* start Exercise data *

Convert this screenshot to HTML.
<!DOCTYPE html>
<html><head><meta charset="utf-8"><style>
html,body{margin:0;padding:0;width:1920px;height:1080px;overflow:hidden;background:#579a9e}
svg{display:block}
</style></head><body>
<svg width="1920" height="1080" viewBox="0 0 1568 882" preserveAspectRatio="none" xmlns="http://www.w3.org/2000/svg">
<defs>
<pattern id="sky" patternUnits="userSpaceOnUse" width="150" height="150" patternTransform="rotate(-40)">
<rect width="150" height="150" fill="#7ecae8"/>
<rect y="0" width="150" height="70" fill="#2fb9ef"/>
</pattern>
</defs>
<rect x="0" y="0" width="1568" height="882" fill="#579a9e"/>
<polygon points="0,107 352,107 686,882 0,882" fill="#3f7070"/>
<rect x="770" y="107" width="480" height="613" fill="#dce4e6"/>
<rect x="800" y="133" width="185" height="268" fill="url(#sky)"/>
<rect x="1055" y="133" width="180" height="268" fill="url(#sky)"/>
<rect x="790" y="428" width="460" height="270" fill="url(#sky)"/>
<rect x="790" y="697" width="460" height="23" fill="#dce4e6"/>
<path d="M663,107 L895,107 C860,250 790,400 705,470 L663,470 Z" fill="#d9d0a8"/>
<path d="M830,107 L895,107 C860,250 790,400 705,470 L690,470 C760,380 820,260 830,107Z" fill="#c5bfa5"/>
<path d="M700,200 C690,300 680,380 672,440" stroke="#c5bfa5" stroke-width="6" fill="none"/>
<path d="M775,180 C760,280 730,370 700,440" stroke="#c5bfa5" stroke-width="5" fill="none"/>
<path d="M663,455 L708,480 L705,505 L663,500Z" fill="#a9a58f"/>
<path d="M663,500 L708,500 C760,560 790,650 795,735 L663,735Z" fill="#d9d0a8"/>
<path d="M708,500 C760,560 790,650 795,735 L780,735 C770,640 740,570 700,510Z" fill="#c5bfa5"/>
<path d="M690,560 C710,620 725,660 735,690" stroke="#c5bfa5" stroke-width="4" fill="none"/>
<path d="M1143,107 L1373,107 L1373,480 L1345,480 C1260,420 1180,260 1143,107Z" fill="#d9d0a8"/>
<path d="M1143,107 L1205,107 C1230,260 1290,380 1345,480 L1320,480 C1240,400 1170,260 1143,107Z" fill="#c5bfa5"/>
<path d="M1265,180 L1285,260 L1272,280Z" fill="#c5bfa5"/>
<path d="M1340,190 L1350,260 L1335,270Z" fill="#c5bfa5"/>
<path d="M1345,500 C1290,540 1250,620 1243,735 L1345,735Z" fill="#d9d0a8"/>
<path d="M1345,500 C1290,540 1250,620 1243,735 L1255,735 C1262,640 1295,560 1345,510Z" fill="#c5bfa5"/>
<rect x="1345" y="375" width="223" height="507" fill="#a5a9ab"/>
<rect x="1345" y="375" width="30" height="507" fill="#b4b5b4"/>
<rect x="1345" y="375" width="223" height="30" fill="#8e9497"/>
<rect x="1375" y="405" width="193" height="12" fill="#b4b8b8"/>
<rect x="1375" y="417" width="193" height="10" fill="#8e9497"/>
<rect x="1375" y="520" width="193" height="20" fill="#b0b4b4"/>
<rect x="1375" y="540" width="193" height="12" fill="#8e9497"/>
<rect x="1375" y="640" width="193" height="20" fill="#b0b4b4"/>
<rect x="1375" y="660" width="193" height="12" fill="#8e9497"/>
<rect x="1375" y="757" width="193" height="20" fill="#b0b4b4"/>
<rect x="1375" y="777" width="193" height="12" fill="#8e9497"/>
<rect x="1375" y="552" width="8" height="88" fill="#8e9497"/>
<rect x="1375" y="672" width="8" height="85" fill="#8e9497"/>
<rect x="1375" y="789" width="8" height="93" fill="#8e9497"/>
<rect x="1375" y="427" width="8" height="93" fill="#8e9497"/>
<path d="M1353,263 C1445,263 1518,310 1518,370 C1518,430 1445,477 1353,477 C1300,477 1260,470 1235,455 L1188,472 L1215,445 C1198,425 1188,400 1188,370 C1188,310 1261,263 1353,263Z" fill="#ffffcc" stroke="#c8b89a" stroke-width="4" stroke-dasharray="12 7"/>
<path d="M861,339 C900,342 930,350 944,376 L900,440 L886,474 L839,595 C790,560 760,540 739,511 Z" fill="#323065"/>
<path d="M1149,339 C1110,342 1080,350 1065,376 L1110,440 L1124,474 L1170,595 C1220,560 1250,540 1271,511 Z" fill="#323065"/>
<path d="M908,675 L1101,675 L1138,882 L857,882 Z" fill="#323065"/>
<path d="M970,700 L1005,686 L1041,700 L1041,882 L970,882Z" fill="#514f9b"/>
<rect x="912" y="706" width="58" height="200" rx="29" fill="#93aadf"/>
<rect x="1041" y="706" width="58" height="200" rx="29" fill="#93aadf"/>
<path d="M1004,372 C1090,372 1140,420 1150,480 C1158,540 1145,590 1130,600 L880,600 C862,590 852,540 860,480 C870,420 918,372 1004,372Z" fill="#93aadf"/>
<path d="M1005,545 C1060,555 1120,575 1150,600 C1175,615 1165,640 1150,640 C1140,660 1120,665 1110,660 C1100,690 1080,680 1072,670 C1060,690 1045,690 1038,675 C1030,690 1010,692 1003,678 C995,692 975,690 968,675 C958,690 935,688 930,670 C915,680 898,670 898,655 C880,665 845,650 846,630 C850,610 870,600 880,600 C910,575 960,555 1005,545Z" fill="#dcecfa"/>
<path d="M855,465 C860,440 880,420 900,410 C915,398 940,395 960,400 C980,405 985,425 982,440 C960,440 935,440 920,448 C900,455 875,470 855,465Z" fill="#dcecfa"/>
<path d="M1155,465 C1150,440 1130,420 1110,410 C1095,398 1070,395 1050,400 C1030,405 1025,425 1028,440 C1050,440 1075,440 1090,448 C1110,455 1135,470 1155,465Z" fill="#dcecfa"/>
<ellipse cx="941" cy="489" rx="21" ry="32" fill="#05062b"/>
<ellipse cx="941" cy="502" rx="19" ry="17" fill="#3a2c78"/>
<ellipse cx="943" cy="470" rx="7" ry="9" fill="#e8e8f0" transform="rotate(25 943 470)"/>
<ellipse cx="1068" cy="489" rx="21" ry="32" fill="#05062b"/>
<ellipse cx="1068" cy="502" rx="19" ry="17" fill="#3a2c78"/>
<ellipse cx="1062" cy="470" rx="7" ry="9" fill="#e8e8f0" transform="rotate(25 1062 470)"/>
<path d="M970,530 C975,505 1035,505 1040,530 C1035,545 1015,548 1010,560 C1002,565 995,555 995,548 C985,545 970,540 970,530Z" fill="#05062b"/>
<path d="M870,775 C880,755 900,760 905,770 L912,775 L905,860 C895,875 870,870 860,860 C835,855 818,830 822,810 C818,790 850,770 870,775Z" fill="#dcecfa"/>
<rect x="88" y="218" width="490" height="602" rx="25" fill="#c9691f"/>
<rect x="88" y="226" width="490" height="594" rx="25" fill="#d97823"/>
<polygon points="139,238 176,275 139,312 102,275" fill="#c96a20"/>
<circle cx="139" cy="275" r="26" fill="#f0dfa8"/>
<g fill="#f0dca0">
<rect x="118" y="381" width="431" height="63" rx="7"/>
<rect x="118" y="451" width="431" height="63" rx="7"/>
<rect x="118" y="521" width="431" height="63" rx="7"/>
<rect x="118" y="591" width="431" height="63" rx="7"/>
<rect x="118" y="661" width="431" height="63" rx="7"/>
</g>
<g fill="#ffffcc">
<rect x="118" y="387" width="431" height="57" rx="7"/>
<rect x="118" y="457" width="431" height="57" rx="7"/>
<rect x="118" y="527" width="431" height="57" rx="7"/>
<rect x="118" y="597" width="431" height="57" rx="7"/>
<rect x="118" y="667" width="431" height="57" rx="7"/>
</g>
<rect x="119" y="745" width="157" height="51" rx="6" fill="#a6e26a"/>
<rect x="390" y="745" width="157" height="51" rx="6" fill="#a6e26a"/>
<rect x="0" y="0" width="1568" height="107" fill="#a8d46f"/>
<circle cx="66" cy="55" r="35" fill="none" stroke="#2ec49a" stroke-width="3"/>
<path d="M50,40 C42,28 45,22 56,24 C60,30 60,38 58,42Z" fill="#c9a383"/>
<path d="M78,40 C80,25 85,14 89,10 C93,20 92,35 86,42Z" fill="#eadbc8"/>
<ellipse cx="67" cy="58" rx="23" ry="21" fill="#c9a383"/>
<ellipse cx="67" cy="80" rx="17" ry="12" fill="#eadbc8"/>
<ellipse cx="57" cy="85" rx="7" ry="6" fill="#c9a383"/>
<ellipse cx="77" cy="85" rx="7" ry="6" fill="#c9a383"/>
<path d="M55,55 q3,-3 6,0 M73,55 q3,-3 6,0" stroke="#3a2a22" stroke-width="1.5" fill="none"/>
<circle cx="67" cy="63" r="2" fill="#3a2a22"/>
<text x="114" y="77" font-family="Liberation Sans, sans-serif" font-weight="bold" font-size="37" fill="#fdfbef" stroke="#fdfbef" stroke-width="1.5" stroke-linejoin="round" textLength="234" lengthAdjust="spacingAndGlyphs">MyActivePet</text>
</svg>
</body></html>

* end Exercise data *
* start Exercise data *

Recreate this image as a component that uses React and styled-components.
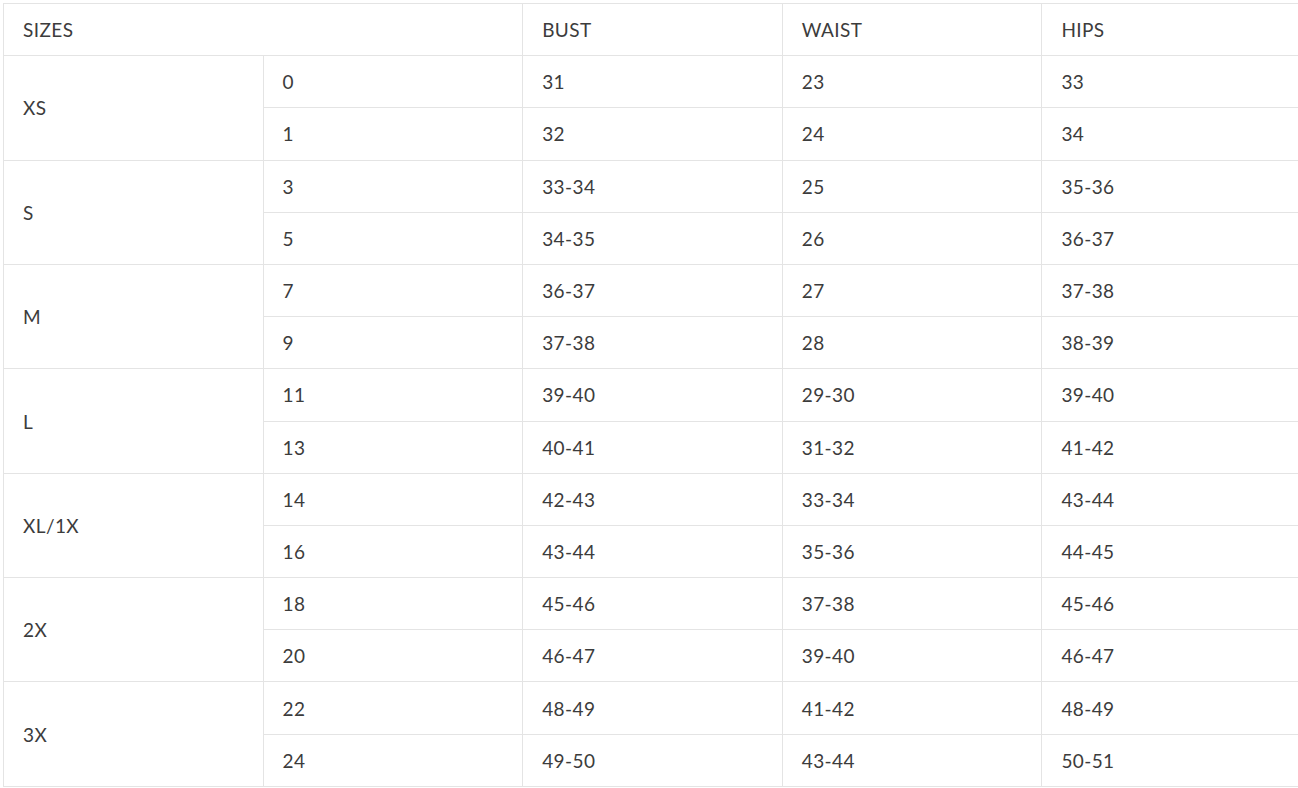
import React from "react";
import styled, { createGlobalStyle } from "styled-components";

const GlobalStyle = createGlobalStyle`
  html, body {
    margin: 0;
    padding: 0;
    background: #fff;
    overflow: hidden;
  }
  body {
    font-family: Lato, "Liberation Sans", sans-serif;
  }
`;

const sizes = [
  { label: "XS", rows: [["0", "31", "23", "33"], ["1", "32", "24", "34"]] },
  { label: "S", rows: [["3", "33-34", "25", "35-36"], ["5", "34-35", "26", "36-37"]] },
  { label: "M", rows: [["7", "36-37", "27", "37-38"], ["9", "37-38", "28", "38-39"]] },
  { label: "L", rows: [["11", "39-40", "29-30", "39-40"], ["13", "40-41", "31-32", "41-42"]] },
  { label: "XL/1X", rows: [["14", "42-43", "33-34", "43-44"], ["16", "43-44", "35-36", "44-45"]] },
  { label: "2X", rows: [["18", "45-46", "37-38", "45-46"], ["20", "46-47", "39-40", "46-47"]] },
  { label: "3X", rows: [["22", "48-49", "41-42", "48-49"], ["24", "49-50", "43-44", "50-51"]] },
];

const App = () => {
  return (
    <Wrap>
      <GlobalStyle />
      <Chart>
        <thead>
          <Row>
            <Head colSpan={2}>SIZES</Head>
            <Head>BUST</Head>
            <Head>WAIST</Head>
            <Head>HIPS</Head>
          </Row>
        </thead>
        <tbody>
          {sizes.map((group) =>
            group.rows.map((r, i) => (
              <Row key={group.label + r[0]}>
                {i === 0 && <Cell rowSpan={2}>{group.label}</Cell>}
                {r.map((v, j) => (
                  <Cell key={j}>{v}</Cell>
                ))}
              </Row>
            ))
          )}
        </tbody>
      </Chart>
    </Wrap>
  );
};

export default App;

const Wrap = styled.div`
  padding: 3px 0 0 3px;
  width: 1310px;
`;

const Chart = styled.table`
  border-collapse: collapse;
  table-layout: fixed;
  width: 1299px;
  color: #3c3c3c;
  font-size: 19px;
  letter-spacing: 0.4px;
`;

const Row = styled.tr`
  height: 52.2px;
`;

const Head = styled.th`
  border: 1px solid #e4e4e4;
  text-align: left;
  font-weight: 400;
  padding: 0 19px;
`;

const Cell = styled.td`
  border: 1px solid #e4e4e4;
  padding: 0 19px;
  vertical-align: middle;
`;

* end Exercise data *

From the entries above, extract every line where the word "React" appears.

Recreate this image as a component that uses React and styled-components.
import React from "react";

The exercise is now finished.